Entrepreneur Jenny Newcomer, owner of LobotoME.com, provides today's worthy blog post. LobotoME is an eco-friendly organizational product company. Jenny uses her weekly Feed ME meal planner to plan meals for her family each week. The Feed ME notepad is available at http://www.LobotoME.com or at The Container Stores (nice!) nationwide.
In this current economic climate, almost everyone I know is tightening their budgets. Some are cutting out their daily lattes or personal trainers, some are on a total spending hiatus and others are simply trying to decrease their grocery bills. The question is, how can you save money on groceries, in particular if you, like my family, eat healthy, organic and local foods? Here's how. Meal planning. We are a family of four and I spend $100/week on healthy, organic, un-processed food.
There are loads of great resources on the internet about how to save money on groceries. You can become a coupon queen (I'm too lazy for this), you can go store to store in search of sale items (I don't have time for this), you can grow and preserve some of your own food (I'm working on this) or you can use a meal plan. With meal planning, you take inventory of what you already have on hand (in the pantry, fridge and freezer) and then based upon those items that you'd like to use up and based upon your schedule for the week ahead, you plan daily meals around it. For example, my father in law who lives in Alaska, shipped us a cooler full of halibut that is in our freezer. I know that at least one dinner per week will include halibut (I generally throw it on the grill with a bit of fresh lemon juice). This means I am not buying another piece of fish at the store for dinner as I already know that I have some on hand.

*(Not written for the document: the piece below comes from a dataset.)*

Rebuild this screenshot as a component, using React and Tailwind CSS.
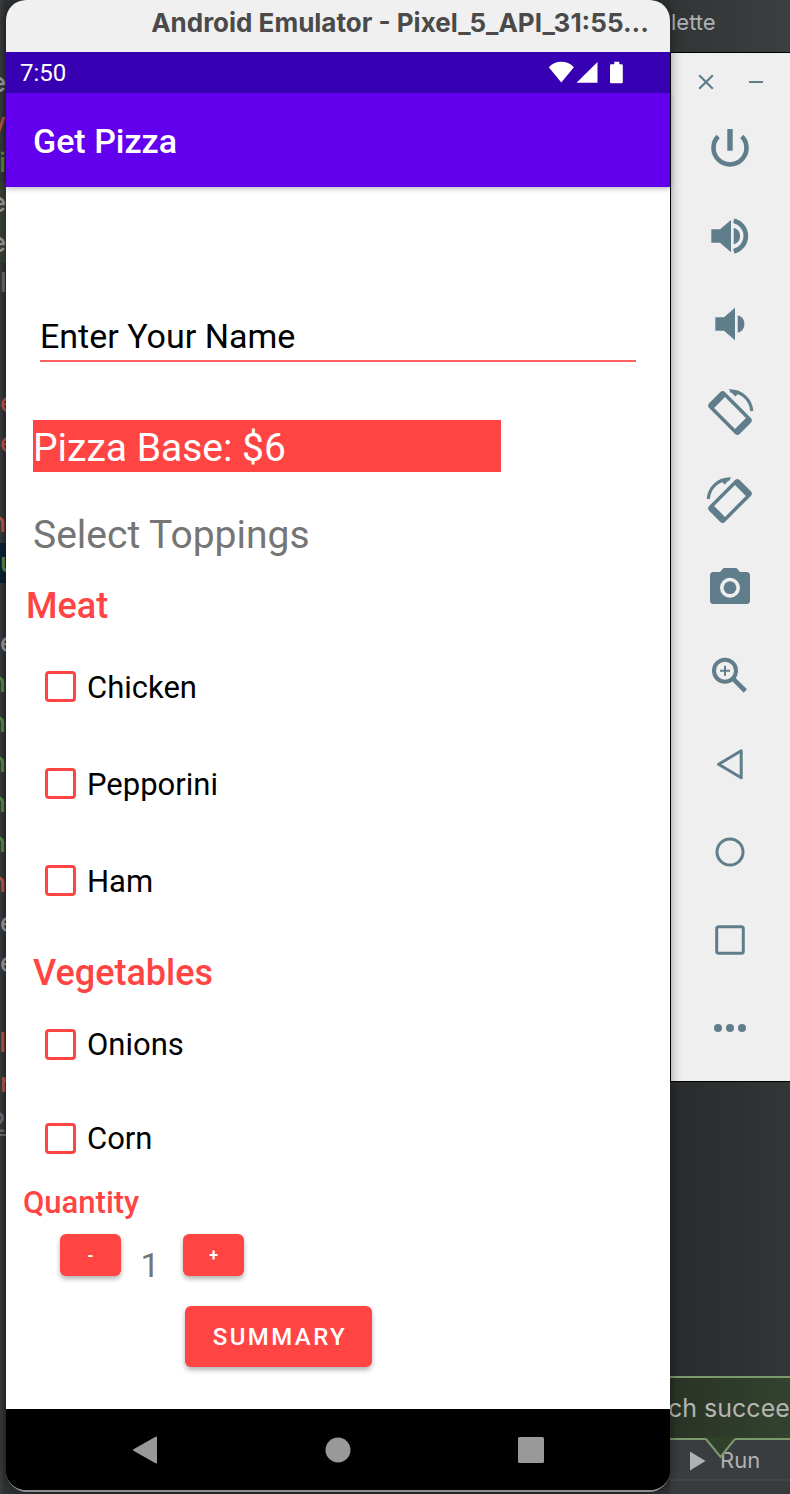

Additionally, meal planning helps me save time by just going to the grocery store one time per week. No running to the store every afternoon for something for dinner that night and no resorting to takeout on the way home from work.
Every Sunday evening, I take a look at what I have on hand and what we've got going on that week at night and develop a meal planning using my Feed ME notepad. For example, if we have a lot going on one day, I will stick to something easier that night. Then the next step is to consider your grocery budget for the month. Split the monthly total into weekly increments and plan the meals for your meal plan around this amount. The best way to stick to a grocery budget is to go to the store with just enough cash; leave the debit and credit cards at home. This will prevent impulse buying that does not fit into your meal plan.
Take a few minutes this week to create a meal plan for the days ahead. The payoff? Calmer, more focused meal prep, healthier meals, less money spent on last-minute, last-ditch takeout, and more time to actually enjoy meals with your family.
Here's a sample of my weekly meal plan:
Monday: Baked halibut w/ lemon & dill (from the garden)with grilled asparagus (w/ crumbled goat cheese from a local farm).
Tuesday: Grilled chicken + big salad with greens (from the garden)
Wednesday: Chicken (using leftover chicken) & spinach quesadillas with avocado & tomato salsa (w/ fresh cilantro from garden)
Thursday: Whole-wheat angel hair pasta with asparagus & sun dried tomatoes.
Friday: Grass-fed burgers and sweet potato fries & salad
Saturday: BLT's on sprouted bread & salad
Sunday: Grilled salmon, brown rice & broccoli.
Breakfasts – homemade granola & plain yogurt, green smoothies or eggs & toast.
Lunches – salads with leftover chicken, turkey & avocado sandwiches on sprouted bread, PB & J or fruit smoothies.